==== Records shown

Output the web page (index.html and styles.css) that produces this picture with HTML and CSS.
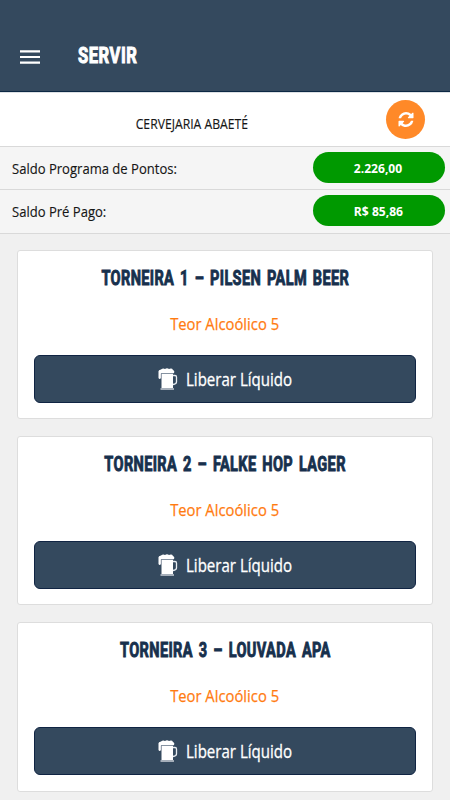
FILE: index.html
```html
<!DOCTYPE html>
<html lang="pt-BR">
<head>
<meta charset="utf-8">
<title>Servir</title>
<link rel="stylesheet" href="styles.css">
</head>
<body>
<svg class="symbols" aria-hidden="true">
  <symbol id="beer" viewBox="0 0 20 22">
    <path d="M.5 10V4Q0 2 3 1.5Q5 0 7 1Q9-.5 11 1Q14-.2 15 2Q17 3 16 5H3V10Q1.5 12 .5 10Z" fill="#fff"/>
    <path d="M3.5 6H15V20H3.5Z" fill="#fff"/>
    <path d="M3.2 10V5.5H15.5" fill="none" stroke="#9ba4b2" stroke-width=".8"/>
    <path d="M15 7.5H17Q18.5 7.5 18.5 9V14Q18.5 16 15 16.5" fill="none" stroke="#e9edf2" stroke-width="1.3"/>
    <path d="M2.5 21H16" stroke="#cbd1d9" stroke-width="1.5"/>
  </symbol>
</svg>
<header class="topbar">
  <svg class="menu" viewBox="0 0 20 14"><path d="M0 1.4H20M0 7H20M0 12.6H20"/></svg>
  <h1 class="heading"><span>SERVIR</span></h1>
</header>
<section class="brewery">
  <span class="brewery-name">CERVEJARIA ABAETÉ</span>
  <button class="refresh" aria-label="Atualizar">
    <svg viewBox="0 0 1536 1536"><path d="M1511 928q0 5-1 7-64 268-268 434.500T764 1536q-146 0-282.500-55T238 1324l-129 129q-19 19-45 19t-45-19-19-45V960q0-26 19-45t45-19h448q26 0 45 19t19 45-19 45l-137 137q71 66 161 102t187 36q134 0 250-65t186-179q11-17 53-117 8-23 30-23h192q13 0 22.500 9.500t9.500 22.500zM1536 128v448q0 26-19 45t-45 19h-448q-26 0-45-19t-19-45 19-45l138-138Q969 256 768 256q-134 0-250 65T332 500q-11 17-53 117-8 23-30 23H50q-13 0-22.500-9.500T18 608v-7q65-268 270-434.500T768 0q146 0 284 55.500T1297 212l130-129q19-19 45-19t45 19 19 45z"/></svg>
  </button>
</section>
<section class="balance"><span class="balance-label">Saldo Programa de Pontos:</span><span class="pill"><span>2.226,00</span></span></section>
<section class="balance"><span class="balance-label">Saldo Pré Pago:</span><span class="pill"><span>R$ 85,86</span></span></section>
<main class="taps">
  <article class="card">
    <h2 class="tap-name"><span>TORNEIRA 1 – PILSEN PALM BEER</span></h2>
    <p class="strength"><span>Teor Alcoólico 5</span></p>
    <button class="pour"><svg><use href="#beer"/></svg><span>Liberar Líquido</span></button>
  </article>
  <article class="card">
    <h2 class="tap-name"><span>TORNEIRA 2 – FALKE HOP LAGER</span></h2>
    <p class="strength"><span>Teor Alcoólico 5</span></p>
    <button class="pour"><svg><use href="#beer"/></svg><span>Liberar Líquido</span></button>
  </article>
  <article class="card">
    <h2 class="tap-name"><span>TORNEIRA 3 – LOUVADA APA</span></h2>
    <p class="strength"><span>Teor Alcoólico 5</span></p>
    <button class="pour"><svg><use href="#beer"/></svg><span>Liberar Líquido</span></button>
  </article>
</main>
</body>
</html>
```
FILE: styles.css
```css
* { box-sizing: border-box; }
body { margin: 0; height: 800px; overflow: hidden; background: #f0f0f0; font-family: "Open Sans", sans-serif; color: #161616; }
h1, h2, p { margin: 0; }
button { padding: 0; border: 0; font-family: inherit; }
.symbols { display: none; }
.topbar { display: flex; align-items: center; height: 92px; padding: 20px 20px 0; background: #34495e; border-bottom: 1px solid #0c2844; }
.menu { width: 20px; height: 14px; margin: 2px 38px 0 0; fill: none; stroke: #fff; stroke-width: 2.2; }
.heading { font: 700 21.5px/30px Roboto, sans-serif; color: #fff; }
.heading span { display: inline-block; transform: scaleX(.77); transform-origin: left; letter-spacing: .7px; -webkit-text-stroke: 1px #fff; }
.brewery { display: grid; grid-template-columns: 97px 190px 1fr; align-items: center; height: 54px; padding: 0 25px 0 0; background: #fff; border-top: 1px solid #dde1e5; }
.brewery-name { grid-column: 2; justify-self: center; margin-top: 8px; white-space: nowrap; font-size: 14.5px; line-height: 20px; transform: scaleX(.84); -webkit-text-stroke: .15px #161616; }
.refresh { display: grid; place-items: center; justify-self: end; width: 39px; height: 39px; border-radius: 50%; background: #ff8928; }
.refresh svg { width: 16px; height: 15px; fill: #fff; }
.balance { display: flex; align-items: center; justify-content: space-between; height: 43.3px; padding: 0 5.5px 0 12px; background: #f5f5f5; border-top: 1px solid #d9d9d9; }
.balance-label { white-space: nowrap; font-size: 15px; line-height: 22px; transform: scaleX(.87); transform-origin: left; -webkit-text-stroke: .15px #161616; }
.pill { display: grid; place-items: center; width: 132px; height: 31px; margin-top: -1px; border-radius: 16px; background: #009900; color: #fff; font: 700 13px/18px "Open Sans", sans-serif; }
.pill span { transform: scaleX(.93); margin-top: 1px; }
.taps { display: grid; gap: 17px; padding: 16.5px 17px 0; border-top: 1px solid #d9d9d9; }
.card { display: flex; flex-direction: column; height: 169.2px; padding: 15px 16px; background: #fff; border: 1px solid #dddddd; border-radius: 3px; }
.tap-name { height: 24px; padding-top: 1px; text-align: center; white-space: nowrap; color: #17304d; font: 700 19.5px/24px Roboto, sans-serif; }
.tap-name span { display: inline-block; transform: scaleX(.745); word-spacing: 2.5px; letter-spacing: .5px; -webkit-text-stroke: .9px #17304d; margin: 0 -40px; }
.strength { margin-top: 22px; height: 24px; text-align: center; color: #ff7b10; font-size: 17px; line-height: 24px; }
.strength span { display: inline-block; transform: scaleX(.87); -webkit-text-stroke: .25px #ff7b10; }
.pour { display: flex; align-items: center; height: 48px; margin-top: 18.5px; padding-left: 123px; flex: none; border: 1px solid #102443; border-radius: 6px; background: #34495e; color: #fff; font-size: 17.5px; line-height: 24px; }
.pour svg { width: 20px; height: 22px; margin-right: 8px; }
.pour span { margin-top: 1px; transform: scaleX(.86); transform-origin: left; white-space: nowrap; -webkit-text-stroke: .3px #fff; }
```
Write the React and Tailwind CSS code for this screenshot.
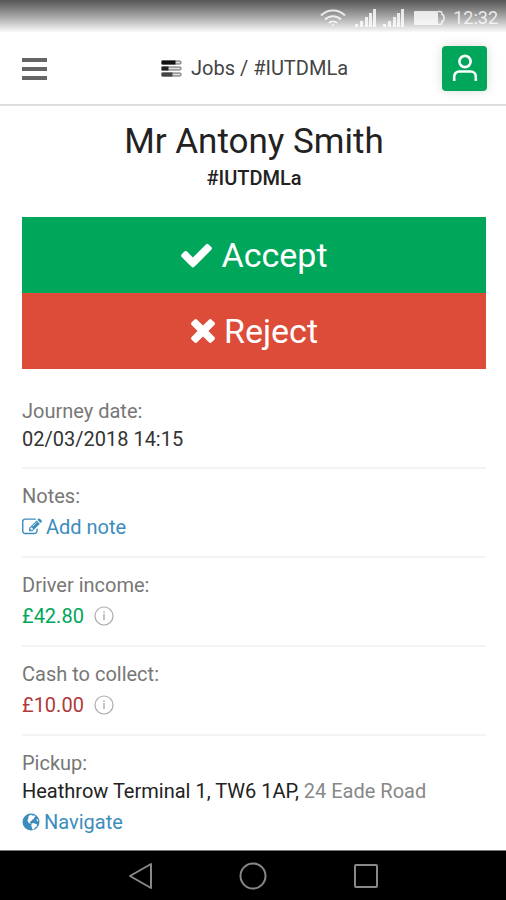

========

» Your instructions:
Copy every line of the data word for word, omitting the images.

» Finished exercise:
Output the web page (index.html and styles.css) that produces this picture with HTML and CSS.
FILE: index.html
```html
<!DOCTYPE html>
<html lang="pt-BR">
<head>
<meta charset="utf-8">
<title>Servir</title>
<link rel="stylesheet" href="styles.css">
</head>
<body>
<svg class="symbols" aria-hidden="true">
  <symbol id="beer" viewBox="0 0 20 22">
    <path d="M.5 10V4Q0 2 3 1.5Q5 0 7 1Q9-.5 11 1Q14-.2 15 2Q17 3 16 5H3V10Q1.5 12 .5 10Z" fill="#fff"/>
    <path d="M3.5 6H15V20H3.5Z" fill="#fff"/>
    <path d="M3.2 10V5.5H15.5" fill="none" stroke="#9ba4b2" stroke-width=".8"/>
    <path d="M15 7.5H17Q18.5 7.5 18.5 9V14Q18.5 16 15 16.5" fill="none" stroke="#e9edf2" stroke-width="1.3"/>
    <path d="M2.5 21H16" stroke="#cbd1d9" stroke-width="1.5"/>
  </symbol>
</svg>
<header class="topbar">
  <svg class="menu" viewBox="0 0 20 14"><path d="M0 1.4H20M0 7H20M0 12.6H20"/></svg>
  <h1 class="heading"><span>SERVIR</span></h1>
</header>
<section class="brewery">
  <span class="brewery-name">CERVEJARIA ABAETÉ</span>
  <button class="refresh" aria-label="Atualizar">
    <svg viewBox="0 0 1536 1536"><path d="M1511 928q0 5-1 7-64 268-268 434.500T764 1536q-146 0-282.500-55T238 1324l-129 129q-19 19-45 19t-45-19-19-45V960q0-26 19-45t45-19h448q26 0 45 19t19 45-19 45l-137 137q71 66 161 102t187 36q134 0 250-65t186-179q11-17 53-117 8-23 30-23h192q13 0 22.500 9.500t9.500 22.500zM1536 128v448q0 26-19 45t-45 19h-448q-26 0-45-19t-19-45 19-45l138-138Q969 256 768 256q-134 0-250 65T332 500q-11 17-53 117-8 23-30 23H50q-13 0-22.500-9.500T18 608v-7q65-268 270-434.500T768 0q146 0 284 55.500T1297 212l130-129q19-19 45-19t45 19 19 45z"/></svg>
  </button>
</section>
<section class="balance"><span class="balance-label">Saldo Programa de Pontos:</span><span class="pill"><span>2.226,00</span></span></section>
<section class="balance"><span class="balance-label">Saldo Pré Pago:</span><span class="pill"><span>R$ 85,86</span></span></section>
<main class="taps">
  <article class="card">
    <h2 class="tap-name"><span>TORNEIRA 1 – PILSEN PALM BEER</span></h2>
    <p class="strength"><span>Teor Alcoólico 5</span></p>
    <button class="pour"><svg><use href="#beer"/></svg><span>Liberar Líquido</span></button>
  </article>
  <article class="card">
    <h2 class="tap-name"><span>TORNEIRA 2 – FALKE HOP LAGER</span></h2>
    <p class="strength"><span>Teor Alcoólico 5</span></p>
    <button class="pour"><svg><use href="#beer"/></svg><span>Liberar Líquido</span></button>
  </article>
  <article class="card">
    <h2 class="tap-name"><span>TORNEIRA 3 – LOUVADA APA</span></h2>
    <p class="strength"><span>Teor Alcoólico 5</span></p>
    <button class="pour"><svg><use href="#beer"/></svg><span>Liberar Líquido</span></button>
  </article>
</main>
</body>
</html>
```
FILE: styles.css
```css
* { box-sizing: border-box; }
body { margin: 0; height: 800px; overflow: hidden; background: #f0f0f0; font-family: "Open Sans", sans-serif; color: #161616; }
h1, h2, p { margin: 0; }
button { padding: 0; border: 0; font-family: inherit; }
.symbols { display: none; }
.topbar { display: flex; align-items: center; height: 92px; padding: 20px 20px 0; background: #34495e; border-bottom: 1px solid #0c2844; }
.menu { width: 20px; height: 14px; margin: 2px 38px 0 0; fill: none; stroke: #fff; stroke-width: 2.2; }
.heading { font: 700 21.5px/30px Roboto, sans-serif; color: #fff; }
.heading span { display: inline-block; transform: scaleX(.77); transform-origin: left; letter-spacing: .7px; -webkit-text-stroke: 1px #fff; }
.brewery { display: grid; grid-template-columns: 97px 190px 1fr; align-items: center; height: 54px; padding: 0 25px 0 0; background: #fff; border-top: 1px solid #dde1e5; }
.brewery-name { grid-column: 2; justify-self: center; margin-top: 8px; white-space: nowrap; font-size: 14.5px; line-height: 20px; transform: scaleX(.84); -webkit-text-stroke: .15px #161616; }
.refresh { display: grid; place-items: center; justify-self: end; width: 39px; height: 39px; border-radius: 50%; background: #ff8928; }
.refresh svg { width: 16px; height: 15px; fill: #fff; }
.balance { display: flex; align-items: center; justify-content: space-between; height: 43.3px; padding: 0 5.5px 0 12px; background: #f5f5f5; border-top: 1px solid #d9d9d9; }
.balance-label { white-space: nowrap; font-size: 15px; line-height: 22px; transform: scaleX(.87); transform-origin: left; -webkit-text-stroke: .15px #161616; }
.pill { display: grid; place-items: center; width: 132px; height: 31px; margin-top: -1px; border-radius: 16px; background: #009900; color: #fff; font: 700 13px/18px "Open Sans", sans-serif; }
.pill span { transform: scaleX(.93); margin-top: 1px; }
.taps { display: grid; gap: 17px; padding: 16.5px 17px 0; border-top: 1px solid #d9d9d9; }
.card { display: flex; flex-direction: column; height: 169.2px; padding: 15px 16px; background: #fff; border: 1px solid #dddddd; border-radius: 3px; }
.tap-name { height: 24px; padding-top: 1px; text-align: center; white-space: nowrap; color: #17304d; font: 700 19.5px/24px Roboto, sans-serif; }
.tap-name span { display: inline-block; transform: scaleX(.745); word-spacing: 2.5px; letter-spacing: .5px; -webkit-text-stroke: .9px #17304d; margin: 0 -40px; }
.strength { margin-top: 22px; height: 24px; text-align: center; color: #ff7b10; font-size: 17px; line-height: 24px; }
.strength span { display: inline-block; transform: scaleX(.87); -webkit-text-stroke: .25px #ff7b10; }
.pour { display: flex; align-items: center; height: 48px; margin-top: 18.5px; padding-left: 123px; flex: none; border: 1px solid #102443; border-radius: 6px; background: #34495e; color: #fff; font-size: 17.5px; line-height: 24px; }
.pour svg { width: 20px; height: 22px; margin-right: 8px; }
.pour span { margin-top: 1px; transform: scaleX(.86); transform-origin: left; white-space: nowrap; -webkit-text-stroke: .3px #fff; }
```
Write the React and Tailwind CSS code for this screenshot.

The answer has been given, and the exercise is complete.